Sarah Francis: 'O que eu filmo é um ecossistema de almas'

Por Rodrigo Fonseca - Especial para o Correio da Manhã

A diretora libanesa Sarah Francis, diretora de 'Cão Morto' ('Dead Dog')

 

Apresentada ao cinema como realizadora 12 anos atrás, pelas vias do documentário, com o belo "Birds of September", a libanesa Sarah Francis, egressa de Beirute, no Líbano, busca filmar o que existe de mais íntimo e de mais sentimental em sua pátria, para além dos chavões que a mídia americana e europeia criou sem conhecer aquela nação a fundo. Levada às veredas da ficção depois de filmar "Assim Como Acima, Abaixo", um dos destaques da Berlinale 2020), ela pôs o 46º Festival do Cairo no bolso com o tocante drama sobre desamor "Cão Morto" ("Dead Dog"), exibido em outubro na Mostra de São Paulo.

Em terras egípcias, o filme pode dar a ela o prêmio principal da Mostra Horizontes Árabes. O que ela exibe agora no Egito evoca "Cenas de um Casamento" (1973), de Bergman, mas à moda libanesa. Numa noite chuvosa, Aida (Chirine Karameh) dirige seu carro pelas montanhas do Líbano até chegar em uma casa de família vazia. Apenas Walid (Nida Wakim), seu marido que vive há anos no exterior, não esperava encontrá-la por ali. Esse reencontro entre os dois, ao longo de quatro dias, não é uma experiência tranquila, já que cada um deles tenta compreender as questões do outro. Ainda resta algo a ser salvo nessa relação? O que vemos é uma dissecação cuidadosa de um casamento que respira e se decompõe ao mesmo tempo. Chirine e Nida têm atuações estupendas sob a batuta de Sarah, que falou ao Correio da Manhã sobre inquietações sentimentais e sobre geopolíticas da afetuosidade.

Como você definiria o Líbano representado no seu filme?
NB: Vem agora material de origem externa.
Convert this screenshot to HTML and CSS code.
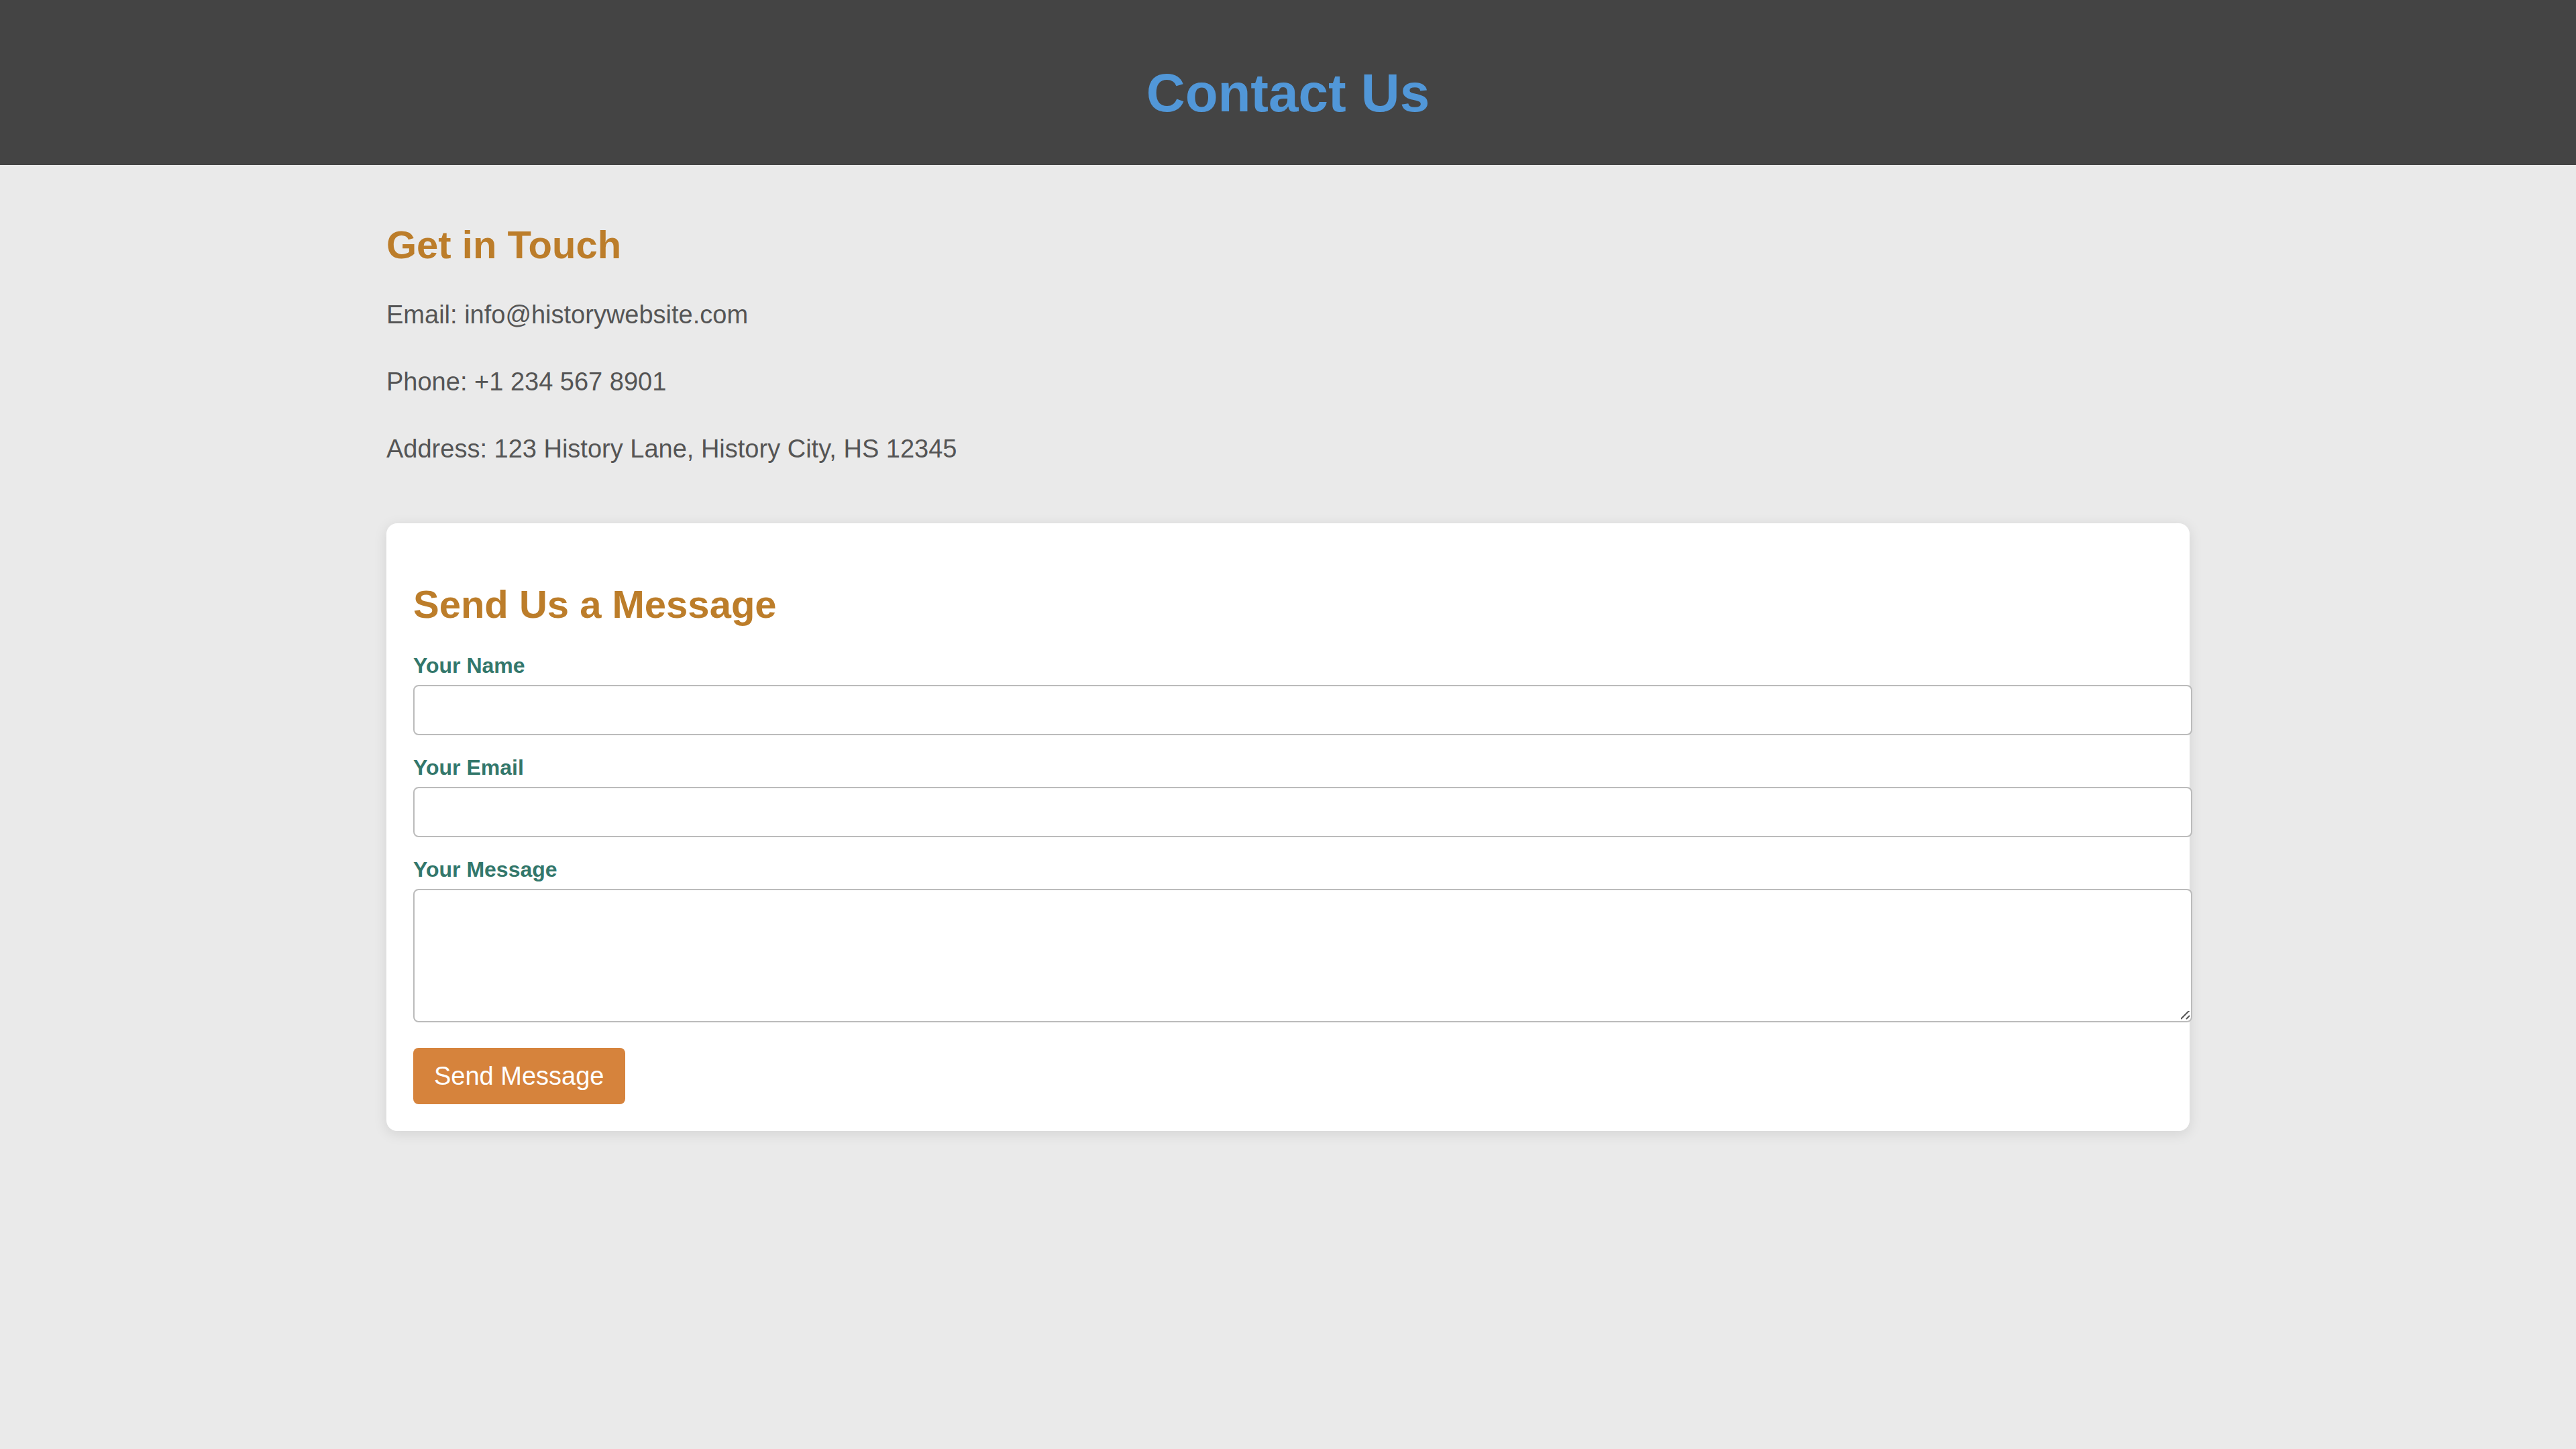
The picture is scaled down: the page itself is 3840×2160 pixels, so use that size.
FILE: index.html
```html
<!DOCTYPE html>
<html lang="en">
<head>
<meta charset="utf-8">
<meta name="viewport" content="width=device-width, initial-scale=1">
<title>Contact Us</title>
<link rel="stylesheet" href="styles.css">
</head>
<body>
<header class="page-header">
  <h1 class="page-title">Contact Us</h1>
</header>
<main class="content">
  <section class="contact-info">
    <h2 class="section-title">Get in Touch</h2>
    <p class="contact-line">Email: info@historywebsite.com</p>
    <p class="contact-line">Phone: +1 234 567 8901</p>
    <p class="contact-line">Address: 123 History Lane, History City, HS 12345</p>
  </section>
  <section class="message-card">
    <h2 class="section-title">Send Us a Message</h2>
    <form class="message-form">
      <label class="field-label" for="name">Your Name</label>
      <input class="field" type="text" id="name" name="name">
      <label class="field-label" for="email">Your Email</label>
      <input class="field" type="email" id="email" name="email">
      <label class="field-label" for="message">Your Message</label>
      <textarea class="field field-message" id="message" name="message"></textarea>
      <button class="submit" type="submit">Send Message</button>
    </form>
  </section>
</main>
</body>
</html>
```
FILE: styles.css
```css
body {
  margin: 0;
  background: #eaeaea;
  color: #555;
  font-family: Arial, "Liberation Sans", sans-serif;
  font-size: 32px;
}

.page-header {
  padding: 93px 40px 61px;
  background: #444;
  text-align: center;
}

.page-title {
  margin: 0;
  color: #5197d8;
  font-size: 80px;
  line-height: 92px;
}

.content {
  width: 70%;
  margin: 0 auto;
  padding: 40px 0;
}

.contact-info {
  padding-top: 46px;
  margin-bottom: 80px;
}

.section-title {
  margin: 0 0 40px;
  color: #bc7d2a;
  font-size: 58px;
  line-height: 66px;
}

.contact-line {
  margin: 0 0 38px;
  font-size: 38px;
  line-height: 62px;
}

.message-card {
  padding: 88px 40px 40px;
  border-radius: 16px;
  background: #fff;
  box-shadow: 0 4px 20px rgba(0, 0, 0, 0.1);
}

.field-label {
  display: block;
  margin-bottom: 10px;
  color: #33776b;
  font-weight: bold;
  line-height: 37px;
}

/* Fields fill the card and add their own padding on top of that width. */
.field {
  display: block;
  box-sizing: content-box;
  width: 100%;
  height: 31px;
  margin: 0 0 30px;
  padding: 20px;
  border: 2px solid #bbb;
  border-radius: 8px;
  background: #fff;
  font: inherit;
}

.field-message {
  height: 155px;
  margin-bottom: 38px;
  resize: vertical;
}

.field-message::-webkit-resizer {
  background: url("data:image/svg+xml,%3Csvg xmlns='http://www.w3.org/2000/svg' width='15' height='15'%3E%3Cpath d='M0 12L13 -1M8 12L13 7' stroke='%23555' stroke-width='2' fill='none'/%3E%3C/svg%3E") no-repeat;
}

.submit {
  display: block;
  padding: 20px 31px;
  border: 0;
  border-radius: 8px;
  background: #d6833c;
  color: #fff;
  font-family: inherit;
  font-size: 38px;
  line-height: 44px;
  cursor: pointer;
}
```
Sarah Francis - É um Líbano que compartilha diferentes níveis de esperança e desilusão, frente a um sentimento de alienação que prende sua sociedade nas pequenas rotinas do dia a dia como forma de sobreviver. Quando eu fui fazer um pitching para buscar recursos, uma pessoa na Europa me perguntou: "Mas o que existe nesse seu projeto que a gente, aqui, não pode fazer?". Essa pergunta jamais seria feita a uma artista europeia e ela envolve uma discussão sobre o que o mundo pensa sobre "ser libanês". Este filme não trata dos eventos pelos quais o Líbano passou, mas ele se alinha com um sentimento local de que devemos recuperar as pequenas histórias, os relatos emotivos, sem a ansiedade de expor o que somos.

Nesse Líbano que você retrata, de que maneira o seu filme pode ser entendido - também - como sendo uma história de amor?

Trabalhamos as personagens, cada um tinha sobre própria visão sobre o que um relacionamento é. Quando eles se reaproximam, diferentes perspectivas sobre o amor eclodem, em parte por que essa palavra... o amar... envolve carinho, envolve partilha...

E em que medida amar envolve perdão?

Certamente envolve, sobretudo quando a gente se pergunta onde houve uma ruptura e onde se desenha uma linha limítrofe do espaço de cada um.

De que maneira a sua experiência pregressa com documentários se faz útil no processo de escuta das personagens?

O documentário me deu observação e me faz olhar para os espaços transicionais que existem nas situações que filmo. O que eu filmo é um ecossistema de almas. Frente a elas, eu não preciso focar nos eventos dramáticos. Eles aparecem. No roteiro original, havia um número maior de palavras do que está em cena. Na montagem, frente a uma história sobre pertencimento, fomos percebendo que os silêncios falavam mais do que certos diálogos.

"Cão Morto" tem a participação de outros países, como a Arábia Saudita e o Qatar, em sua estrutura de produção, mas o que ele carrega de mais libanês em sua equação criativa e como o projeto foi estruturado?

Eu sou libanesa, a equipe também e filmamos numa região de montanhas do norte do Líbano, chamada Bologna, como a cidade italiana. O custo do filme é de US$ 300 mil e filmamos em 2022, após uma crise econômica no meu país, com o apoio de fundos.